Como se decía al inicio, son las ideas las que moldean y dan forma a las sociedades. La acción conjunta de marxismo y darwinismo, en sus respectivos ámbitos –la historia y acción política, por una parte, y las ciencias naturales, por otra– es la responsable de que las distintas sociedades occidentales, de historia y tradición cristiana, estén ahora inmersas en el más craso de los ateísmos. Un ateísmo que no tiene nada que envidiar, en grado de enemistad teórica, al de los antiguos países del Este o al de la actual Corea del Norte, que no esconde su deseo de destruir completamente lo que queda de cristianismo en nuestras sociedades y que en estos tiempos de pandemia amaga incluso con las primeras acciones abiertamente hostiles.
No ha hecho falta, pues, el triunfo de una revolución comunista en Occidente, que por otra parte a finales del s. XIX o principio del XX era materialmente imposible.
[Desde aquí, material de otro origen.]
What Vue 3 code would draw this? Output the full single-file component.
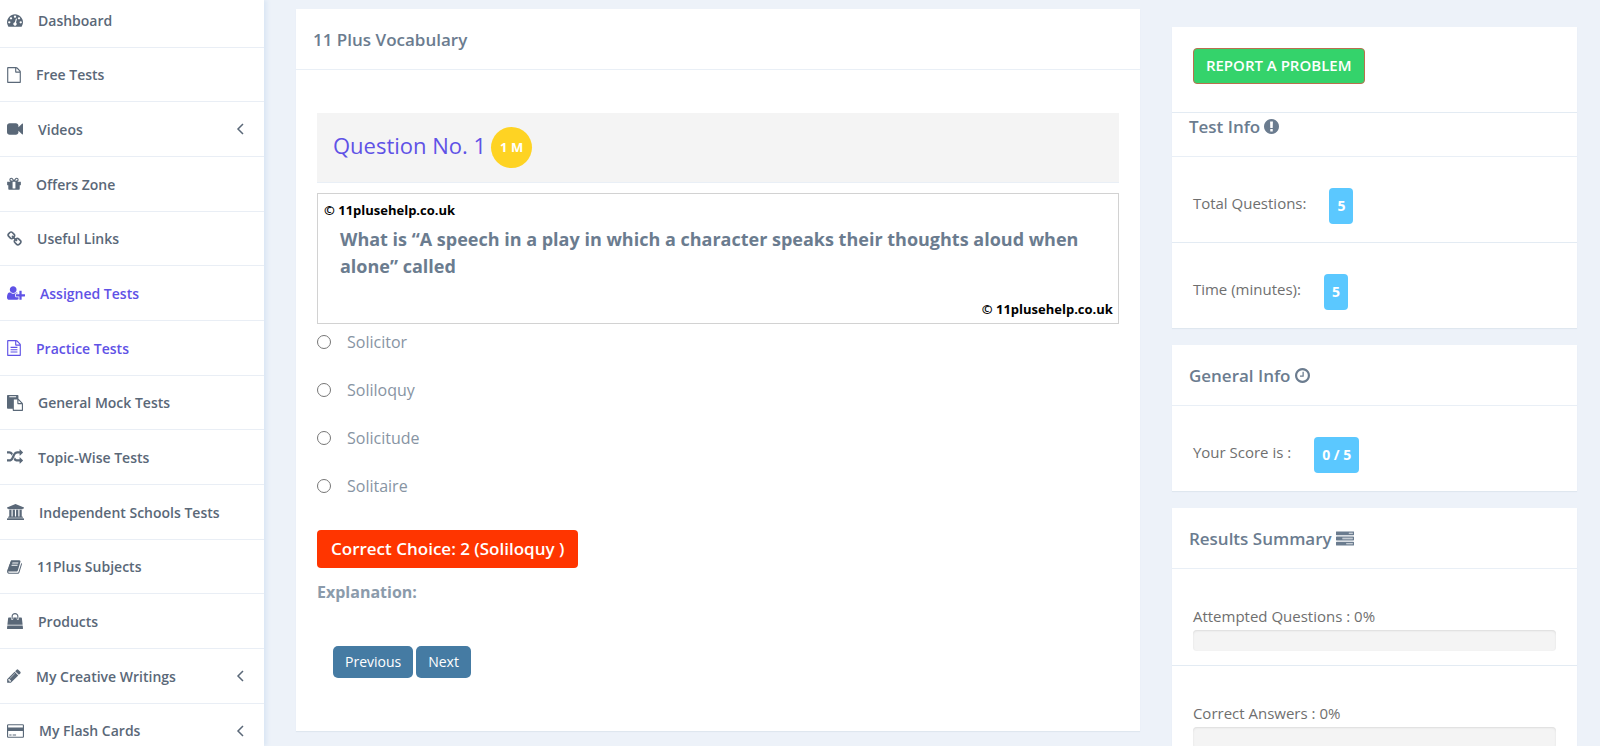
<template>
<div class="page">
  <nav class="sidebar">
    <ul>
      <li v-for="item in menu" :key="item.label">
        <a href="#" :class="{ active: item.active }">
          <svg class="icon" :viewBox="icons[item.icon].box" :style="{ width: item.width + 'px' }">
            <path fill-rule="evenodd" :d="icons[item.icon].path" />
          </svg>
          <span>{{ item.label }}</span>
          <svg v-if="item.children" class="arrow" viewBox="0 0 8 12">
            <path d="M7 1 2 6l5 5" />
          </svg>
        </a>
      </li>
    </ul>
  </nav>

  <main class="content">
    <section class="card quiz">
      <h2 class="card-title">11 Plus Vocabulary</h2>
      <div class="quiz-body">
        <div class="question-bar">
          <h3>Question No. 1</h3>
          <span class="marks">1 M</span>
        </div>

        <div class="question">
          <p class="copyright">© 11plusehelp.co.uk</p>
          <p class="question-text">What is “A speech in a play in which a character speaks their thoughts aloud when alone” called</p>
          <p class="copyright right">© 11plusehelp.co.uk</p>
        </div>

        <div class="options">
          <label v-for="(option, index) in options" :key="option">
            <input v-model="answer" type="radio" name="answer" :value="index + 1">
            <span>{{ option }}</span>
          </label>
        </div>

        <p class="correct">Correct Choice: 2 (Soliloquy )</p>
        <p class="explanation">Explanation:</p>

        <div class="pager">
          <button type="button">Previous</button>
          <button type="button">Next</button>
        </div>
      </div>
    </section>

    <aside class="info">
      <section class="card">
        <div class="report">
          <button type="button">REPORT A PROBLEM</button>
        </div>
        <h2 class="card-title compact">
          Test Info
          <svg class="title-icon" :viewBox="icons.exclamation.box"><path fill-rule="evenodd" :d="icons.exclamation.path" /></svg>
        </h2>
        <div class="row">Total Questions: <span class="value">5</span></div>
        <div class="row">Time (minutes): <span class="value">5</span></div>
      </section>

      <section class="card">
        <h2 class="card-title">
          General Info
          <svg class="title-icon" :viewBox="icons.clock.box"><path fill-rule="evenodd" :d="icons.clock.path" /></svg>
        </h2>
        <div class="row">Your Score is : <span class="value">0 / 5</span></div>
      </section>

      <section class="card">
        <h2 class="card-title">
          Results Summary
          <svg class="title-icon wide" :viewBox="icons.tasks.box">
            <path fill-rule="evenodd" :d="icons.tasks.path" />
            <path opacity="0.4" d="M1280 256h384v128h-384zM640 768h1024v128h-1024zM1024 1280h640v128h-640z" />
          </svg>
        </h2>
        <div v-for="result in results" :key="result.label" class="result">
          <p>{{ result.label }} : {{ result.percent }}%</p>
          <div class="progress" role="progressbar" :aria-label="result.label" :aria-valuenow="result.percent">
            <div class="progress-bar" :style="{ width: result.percent + '%' }"></div>
          </div>
        </div>
      </section>
    </aside>
  </main>
</div>
</template>

<script setup>
import { ref } from 'vue';

const answer = ref(null);

const options = ['Solicitor', 'Soliloquy', 'Solicitude', 'Solitaire'];

const results = [
  { label: 'Attempted Questions', percent: 0 },
  { label: 'Correct Answers', percent: 0 },
];

const menu = [
  { label: 'Dashboard', icon: 'dashboard', width: 16 },
  { label: 'Free Tests', icon: 'file', width: 14 },
  { label: 'Videos', icon: 'video', width: 16, children: true },
  { label: 'Offers Zone', icon: 'gift', width: 14 },
  { label: 'Useful Links', icon: 'link', width: 15 },
  { label: 'Assigned Tests', icon: 'userPlus', width: 18, active: true },
  { label: 'Practice Tests', icon: 'fileText', width: 14, active: true },
  { label: 'General Mock Tests', icon: 'paste', width: 16 },
  { label: 'Topic-Wise Tests', icon: 'random', width: 16 },
  { label: 'Independent Schools Tests', icon: 'bank', width: 17 },
  { label: '11Plus Subjects', icon: 'book', width: 15 },
  { label: 'Products', icon: 'bag', width: 16 },
  { label: 'My Creative Writings', icon: 'pencil', width: 14, children: true },
  { label: 'My Flash Cards', icon: 'card', width: 17, children: true },
];

const filePath = 'M1596 380q28 28 48 76t20 88v1152q0 40-28 68t-68 28h-1344q-40 0-68-28t-28-68v-1600q0-40 28-68t68-28h896q40 0 88 20t76 48zm-444-244v376h376q-10-29-22-41l-313-313q-12-12-41-22zm384 1528v-1024h-416q-40 0-68-28t-28-68v-416h-768v1536h1280z';

const icons = {
  dashboard: {
    box: '0 0 1792 1792',
    path: 'M384 1152q0-53-37.5-90.5t-90.5-37.5-90.5 37.5-37.5 90.5 37.5 90.5 90.5 37.5 90.5-37.5 37.5-90.5zm192-448q0-53-37.5-90.5t-90.5-37.5-90.5 37.5-37.5 90.5 37.5 90.5 90.5 37.5 90.5-37.5 37.5-90.5zm428 481l101-382q6-26-7.5-48.5t-38.5-29.5-48 6.5-30 39.5l-101 382q-60 5-107 43.5t-63 98.5q-20 77 20 146t117 89 146-20 89-117q16-60-6-117t-72-91zm660-33q0-53-37.5-90.5t-90.5-37.5-90.5 37.5-37.5 90.5 37.5 90.5 90.5 37.5 90.5-37.5 37.5-90.5zm-640-640q0-53-37.5-90.5t-90.5-37.5-90.5 37.5-37.5 90.5 37.5 90.5 90.5 37.5 90.5-37.5 37.5-90.5zm448 192q0-53-37.5-90.5t-90.5-37.5-90.5 37.5-37.5 90.5 37.5 90.5 90.5 37.5 90.5-37.5 37.5-90.5zm320 448q0 261-141 483-19 29-54 29h-1402q-35 0-54-29-141-221-141-483 0-182 71-348t191-286 286-191 348-71 348 71 286 191 191 286 71 348z',
  },
  file: { box: '128 0 1536 1792', path: filePath },
  video: {
    box: '0 0 1792 1792',
    path: 'M1792 352v1088q0 42-39 59-13 5-25 5-27 0-45-19l-403-403v166q0 119-84.5 203.5t-203.5 84.5h-704q-119 0-203.5-84.5t-84.5-203.5v-704q0-119 84.5-203.5t203.5-84.5h704q119 0 203.5 84.5t84.5 203.5v165l403-402q18-19 45-19 12 0 25 5 39 17 39 59z',
  },
  gift: {
    box: '128 0 1536 1792',
    path: 'M1056 1356v-716h-320v716q0 25 18 38.5t46 13.5h192q28 0 46-13.5t18-38.5zm-456-844h195l-126-161q-26-31-69-31-40 0-68 28t-28 68 28 68 68 28zm688-96q0-40-28-68t-68-28q-43 0-69 31l-125 161h194q40 0 68-28t28-68zm376 256v320q0 14-9 23t-23 9h-96v416q0 40-28 68t-68 28h-1088q-40 0-68-28t-28-68v-416h-96q-14 0-23-9t-9-23v-320q0-14 9-23t23-9h440q-93 0-158.5-65.5t-65.5-158.5 65.5-158.5 158.5-65.5q107 0 168 77l128 165 128-165q61-77 168-77 93 0 158.5 65.5t65.5 158.5-65.5 158.5-158.5 65.5h440q14 0 23 9t9 23z',
  },
  link: {
    box: '64 0 1664 1792',
    path: 'M1520 1216q0-40-28-68l-208-208q-28-28-68-28-42 0-72 32 3 3 19 18.5t21.5 21.5 15 19 13 25.5 3.5 27.5q0 40-28 68t-68 28q-15 0-27.5-3.5t-25.5-13-19-15-21.5-21.5-18.5-19q-33 31-33 73 0 40 28 68l206 207q27 27 68 27 40 0 68-26l147-146q28-28 28-67zm-703-705q0-40-28-68l-206-207q-28-28-68-28-39 0-68 27l-147 146q-28 28-28 67 0 40 28 68l208 208q27 27 68 27 42 0 72-31-3-3-19-18.5t-21.5-21.5-15-19-13-25.5-3.5-27.5q0-40 28-68t68-28q15 0 27.5 3.5t25.5 13 19 15 21.5 21.5 18.5 19q33-31 33-73zm895 705q0 120-85 203l-147 146q-83 83-203 83-121 0-204-85l-206-207q-83-83-83-203 0-123 88-209l-88-88q-86 88-208 88-120 0-204-84l-208-208q-84-84-84-204t85-203l147-146q83-83 203-83 121 0 204 85l206 207q83 83 83 203 0 123-88 209l88 88q86-88 208-88 120 0 204 84l208 208q84 84 84 204z',
  },
  userPlus: {
    box: '0 0 2048 1792',
    path: 'M704 896q-159 0-271.5-112.5t-112.5-271.5 112.5-271.5 271.5-112.5 271.5 112.5 112.5 271.5-112.5 271.5-271.5 112.5zm960 128h352q13 0 22.5 9.5t9.5 22.5v192q0 13-9.5 22.5t-22.5 9.5h-352v352q0 13-9.5 22.5t-22.5 9.5h-192q-13 0-22.5-9.5t-9.5-22.5v-352h-352q-13 0-22.5-9.5t-9.5-22.5v-192q0-13 9.5-22.5t22.5-9.5h352v-352q0-13 9.5-22.5t22.5-9.5h192q13 0 22.5 9.5t9.5 22.5v352zm-736 224q0 52 38 90t90 38h256v238q-68 50-171 50h-874q-121 0-194-69t-73-190q0-53 3.5-103.5t14-109 26.5-108.5 43-97.5 62-81 85.5-53.5 111.5-20q19 0 39 17 79 61 154.5 91.5t164.5 30.5 164.5-30.5 154.5-91.5q20-17 39-17 132 0 217 96h-223q-52 0-90 38t-38 90v192z',
  },
  fileText: {
    box: '128 0 1536 1792',
    path: filePath + 'M512 768h768v128h-768zM512 1024h768v128h-768zM512 1280h768v128h-768z',
  },
  paste: {
    box: '0 0 1792 1792',
    path: 'M768 1664h896v-640h-416q-40 0-68-28t-28-68v-416h-384v1152zm256-1440v-64q0-13-9.5-22.5t-22.5-9.5h-704q-13 0-22.5 9.5t-9.5 22.5v64q0 13 9.5 22.5t22.5 9.5h704q13 0 22.5-9.5t9.5-22.5zm256 672h299l-299-299v299zm512 128v672q0 40-28 68t-68 28h-960q-40 0-68-28t-28-68v-160h-544q-40 0-68-28t-28-68v-1344q0-40 28-68t68-28h1088q40 0 68 28t28 68v328q21 13 36 28l408 408q28 28 48 76t20 88z',
  },
  random: {
    box: '0 0 1792 1792',
    path: 'M666 481q-60 92-137 273-22-45-37-72.5t-40.5-63.5-51-56.5-63-35-81.5-14.5h-224q-14 0-23-9t-9-23v-192q0-14 9-23t23-9h224q250 0 410 225zm1126 799q0 14-9 23l-320 320q-9 9-23 9-13 0-22.5-9.5t-9.5-22.5v-192q-32 0-85 .5t-81 1-73-1-71-5-64-10.5-63-18.5-58-28.5-59-40-55-53.5-56-69.5q59-93 136-273 22 45 37 72.5t40.5 63.5 51 56.5 63 35 81.5 14.5h256v-192q0-14 9-23t23-9q12 0 24 10l319 319q9 9 9 23zm0-896q0 14-9 23l-320 320q-9 9-23 9-13 0-22.5-9.5t-9.5-22.5v-192h-256q-48 0-87 15t-69 45-51 61.5-45 77.5q-32 62-78 171-29 66-49.5 111t-54 105-64 100-74 83-90 68.5-106.5 42-128 16.5h-224q-14 0-23-9t-9-23v-192q0-14 9-23t23-9h224q48 0 87-15t69-45 51-61.5 45-77.5q32-62 78-171 29-66 49.5-111t54-105 64-100 74-83 90-68.5 106.5-42 128-16.5h256v-192q0-14 9-23t23-9q12 0 24 10l319 319q9 9 9 23z',
  },
  bank: {
    box: '0 0 1920 1792',
    path: 'M960 0l960 384v128h-128q0 26-20.5 45t-48.5 19h-1526q-28 0-48.5-19t-20.5-45h-128v-128zM256 640h256v768h128v-768h256v768h128v-768h256v768h128v-768h256v768h59q28 0 48.5 19t20.5 45v64h-1664v-64q0-26 20.5-45t48.5-19h59zM69 1600h1782q28 0 48.5 19t20.5 45v128h-1920v-128q0-26 20.5-45t48.5-19z',
  },
  book: {
    box: '64 0 1664 1792',
    path: 'M1703 478q40 57 18 129l-275 906q-19 64-76.5 107.5t-122.5 43.5h-923q-77 0-148.5-53.5t-99.5-131.5q-24-67-2-127 0-4 3-27t4-37q1-8-3-21.5t-3-19.5q2-11 8-21t16.5-23.5 16.5-23.5q23-38 45-91.5t30-91.5q3-10 .5-30t-.5-28q3-11 17-28t17-23q21-36 42-92t25-90q1-9-2.5-32t.5-28q4-13 22-30.5t22-22.5q19-26 42.5-84.5t27.5-96.5q1-8-3-25.5t-2-26.5q2-8 9-18t18-23 17-21q8-12 16.5-30.5t15-35 16-36 19.5-32 26.5-23.5 36-11.5 47.5 5.5l-1 3q38-9 51-9h761q74 0 114 56t18 130l-274 906q-36 119-71.5 153.5t-128.5 34.5h-869q-27 0-38 15-11 16-1 43 24 70 144 70h923q29 0 56-15.5t35-41.5l300-987q7-22 5-57 38 15 59 43zm-1064 2q-4 13 2 22.5t20 9.5h608q13 0 25.5-9.5t16.5-22.5l21-64q4-13-2-22.5t-20-9.5h-608q-13 0-25.5 9.5t-16.5 22.5zm-83 256q-4 13 2 22.5t20 9.5h608q13 0 25.5-9.5t16.5-22.5l21-64q4-13-2-22.5t-20-9.5h-608q-13 0-25.5 9.5t-16.5 22.5z',
  },
  bag: {
    box: '0 0 1792 1792',
    path: 'M35 1408h1722l35 313q3 28-16 50-19 21-48 21h-1664q-29 0-48-21-19-22-16-50zM1664 573l86 739h-1708l86-739q3-25 21-42t43-17h256v128q0 53 37.5 90.5t90.5 37.5 90.5-37.5 37.5-90.5v-128h384v128q0 53 37.5 90.5t90.5 37.5 90.5-37.5 37.5-90.5v-128h256q25 0 43 17t21 42zM1280 384v256q0 26-19 45t-45 19-45-19-19-45v-256q0-106-75-181t-181-75-181 75-75 181v256q0 26-19 45t-45 19-45-19-19-45v-256q0-159 112.5-271.5t271.5-112.5 271.5 112.5 112.5 271.5z',
  },
  pencil: {
    box: '128 0 1536 1792',
    path: 'M491 1536l91-91-235-235-91 91v107h128v128h107zm523-928q0-22-22-22-10 0-17 7l-542 542q-7 7-7 17 0 22 22 22 10 0 17-7l542-542q7-7 7-17zm-54-192l416 416-832 832h-416v-416zm683 96q0 53-37 90l-166 166-416-416 166-165q36-38 90-38 53 0 91 38l235 234q37 39 37 91z',
  },
  card: {
    box: '0 0 1920 1792',
    path: 'M160 128h1600q66 0 113 47t47 113v1216q0 66-47 113t-113 47h-1600q-66 0-113-47t-47-113v-1216q0-66 47-113t113-47zM160 256q-32 0-32 32v224h1664v-224q0-32-32-32zM128 896v608q0 32 32 32h1600q32 0 32-32v-608zM256 1280h256v128h-256zM640 1280h384v128h-384z',
  },
  exclamation: {
    box: '128 128 1536 1536',
    path: 'M896 128q209 0 385.5 103t279.5 279.5 103 385.5-103 385.5-279.5 279.5-385.5 103-385.5-103-279.5-279.5-103-385.5 103-385.5 279.5-279.5 385.5-103zm128 1247v-190q0-14-9-23.5t-22-9.5h-192q-13 0-23 10t-10 23v190q0 13 10 23t23 10h192q13 0 22-9.5t9-23.5zm-2-344l18-621q0-12-10-18-10-8-24-8h-220q-14 0-24 8-10 6-10 18l17 621q0 10 10 17.5t24 7.5h185q14 0 23.5-7.5t10.5-17.5z',
  },
  clock: {
    box: '128 128 1536 1536',
    path: 'M1024 544v448q0 14-9 23t-23 9h-320q-14 0-23-9t-9-23v-64q0-14 9-23t23-9h224v-352q0-14 9-23t23-9h64q14 0 23 9t9 23zm416 352q0-148-73-273t-198-198-273-73-273 73-198 198-73 273 73 273 198 198 273 73 273-73 198-198 73-273zm224 0q0 209-103 385.5t-279.5 279.5-385.5 103-385.5-103-279.5-279.5-103-385.5 103-385.5 279.5-279.5 385.5-103 385.5 103 279.5 279.5 103 385.5z',
  },
  tasks: {
    box: '0 128 1792 1408',
    path: 'M64 128h1664q26 0 45 19t19 45v256q0 26-19 45t-45 19h-1664q-26 0-45-19t-19-45v-256q0-26 19-45t45-19zM1280 256v128h384v-128zM64 640h1664q26 0 45 19t19 45v256q0 26-19 45t-45 19h-1664q-26 0-45-19t-19-45v-256q0-26 19-45t45-19zM640 768v128h1024v-128zM64 1152h1664q26 0 45 19t19 45v256q0 26-19 45t-45 19h-1664q-26 0-45-19t-19-45v-256q0-26 19-45t45-19zM1024 1280v128h640v-128z',
  },
};
</script>

<style>
body {
  margin: 0;
  background-color: #edf2f9;
}
</style>

<style scoped>
.page {
  display: flex;
  height: 100vh;
  overflow: hidden;
  font-family: "Open Sans", "Noto Sans", sans-serif;
  font-size: 15px;
  color: #6f6f6f;
}
h2,
h3,
p,
ul {
  margin: 0;
  padding: 0;
}
button {
  font-family: inherit;
  color: #fff;
  cursor: pointer;
}
.sidebar {
  flex: none;
  width: 264px;
  background-color: #fff;
  box-shadow: 3px 0 4px #dce7f4;
}
.sidebar ul {
  margin-top: -7px;
  list-style: none;
}
.sidebar a {
  display: flex;
  align-items: center;
  height: 54px;
  padding: 0 20px 0 7px;
  border-bottom: 1px solid #e9eef5;
  font-size: 14px;
  font-weight: 600;
  color: #5a6878;
  text-decoration: none;
}
.sidebar li:nth-child(3n + 2) a {
  height: 53px;
}
.sidebar a.active {
  color: #5f52e6;
}
.icon {
  flex: none;
  height: 16px;
  margin-right: 15px;
  fill: currentColor;
}
.arrow {
  width: 8px;
  height: 12px;
  margin-left: auto;
  fill: none;
  stroke: currentColor;
  stroke-width: 1.5;
}
.content {
  flex: 1;
  display: grid;
  grid-template-columns: 25fr 12fr;
  align-items: start;
  gap: 32px;
  padding: 9px 23px 0 32px;
}
.card {
  background-color: #fff;
  box-shadow: 0 1px 1px #dfe7ef;
}
.card-title {
  display: flex;
  align-items: center;
  gap: 4px;
  height: 60px;
  padding: 0 17px;
  border-bottom: 1px solid #e9eff6;
  font-size: 17px;
  font-weight: 600;
  color: #6b7c8f;
}
.card-title.compact {
  height: 44px;
  box-sizing: border-box;
  padding-bottom: 16px;
}
.title-icon {
  width: 15px;
  height: 15px;
  fill: currentColor;
}
.title-icon.wide {
  width: 18px;
}
.quiz-body {
  padding: 43px 21px 53px;
}
.question-bar {
  display: flex;
  align-items: center;
  gap: 5px;
  height: 69px;
  padding: 0 16px;
  background-color: #f4f4f4;
  border-bottom: 1px solid #e9eff6;
}
.question-bar h3 {
  padding-bottom: 6px;
  font-size: 22px;
  font-weight: 500;
  color: #5f52e6;
}
.marks {
  width: 41px;
  border-radius: 50%;
  background-color: #fed323;
  font-size: 13px;
  font-weight: 700;
  line-height: 41px;
  text-align: center;
  color: #fff;
}
.question {
  margin-top: 10px;
  padding: 6px 5px 3px 6px;
  border: 1px solid #d2d2d2;
}
.copyright {
  font-size: 13px;
  font-weight: 700;
  line-height: 21px;
  color: #000;
}
.copyright.right {
  text-align: right;
}
.question-text {
  margin: 5px 0 19px;
  padding: 0 16px;
  font-size: 18px;
  font-weight: 700;
  line-height: 27px;
  color: #6b7c8f;
}
.options {
  padding-top: 6px;
}
.options label {
  display: flex;
  align-items: center;
  gap: 16px;
  height: 24px;
  margin-bottom: 24px;
  font-size: 16px;
  color: #8794a3;
}
.options input {
  width: 14px;
  height: 14px;
  margin: 0;
}
.correct {
  width: fit-content;
  margin-top: 32px;
  padding: 0 14px;
  border-radius: 4px;
  background-color: #ff3500;
  font-size: 17px;
  font-weight: 600;
  line-height: 38px;
  color: #fff;
}
.explanation {
  margin-top: 12px;
  font-size: 16px;
  font-weight: 700;
  line-height: 24px;
  color: #8b9bab;
}
.pager {
  display: flex;
  gap: 3px;
  margin-top: 42px;
  padding-left: 16px;
}
.pager button {
  height: 32px;
  padding: 0 12px 2px;
  border: 0;
  border-radius: 5px;
  background-color: #457ba3;
  font-size: 14px;
}
.info {
  display: flex;
  flex-direction: column;
  gap: 17px;
  padding-top: 18px;
}
.report {
  padding: 21px 21px 28px;
  border-bottom: 1px solid #e3ebf3;
}
.report button {
  height: 36px;
  padding: 0 12px 2px;
  border: 1px solid #b8704e;
  border-radius: 4px;
  background-color: #34d36b;
  font-size: 15px;
  font-weight: 600;
}
.row {
  display: flex;
  align-items: flex-start;
  gap: 23px;
  height: 37px;
  padding: 31px 21px 17px;
  line-height: 31px;
}
.row + .row {
  border-top: 1px solid #e3ebf3;
}
.value {
  padding: 0 8px;
  border-radius: 4px;
  background-color: #5bc8ff;
  font-size: 14px;
  font-weight: 700;
  line-height: 36px;
  color: #fff;
}
.result {
  padding: 36px 21px 14px;
}
.result + .result {
  border-top: 1px solid #e3ebf3;
}
.result p {
  margin-bottom: 3px;
  line-height: 22px;
}
.progress {
  height: 21px;
  overflow: hidden;
  border-radius: 4px;
  background-color: #f4f4f4;
  box-shadow: inset 0 1px 2px #dcdcdc;
}
.progress-bar {
  height: 100%;
  background-color: #5bc8ff;
}
</style>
Pero las ideas tienen alas y echan a volar, y con el tiempo manifiestan todo su potencial, ya sea benéfico o destructivo. De esta manera, en el contexto de las sociedades occidentales, que han mayoritariamente erradicado las condiciones de pobreza de la primera revolución industrial con jornadas laborales de 40 horas semanales y a la baja, se sigue aplicando el mismo principio de lucha de clases a todos los ámbitos imaginables, a todo aquello susceptible de presentarse bajo la dialéctica opresor-oprimido. Ahora, sí, efectivamente, a la edad, al sexo y (literalmente) al color de pelo y de ojos. Y así continuará hasta el infinito, sin poder jamás alcanzar el ansiado «paraíso terrenal». Ese paraíso sí que es una quimera. Por la que muchos todavía viven y millones han muerto.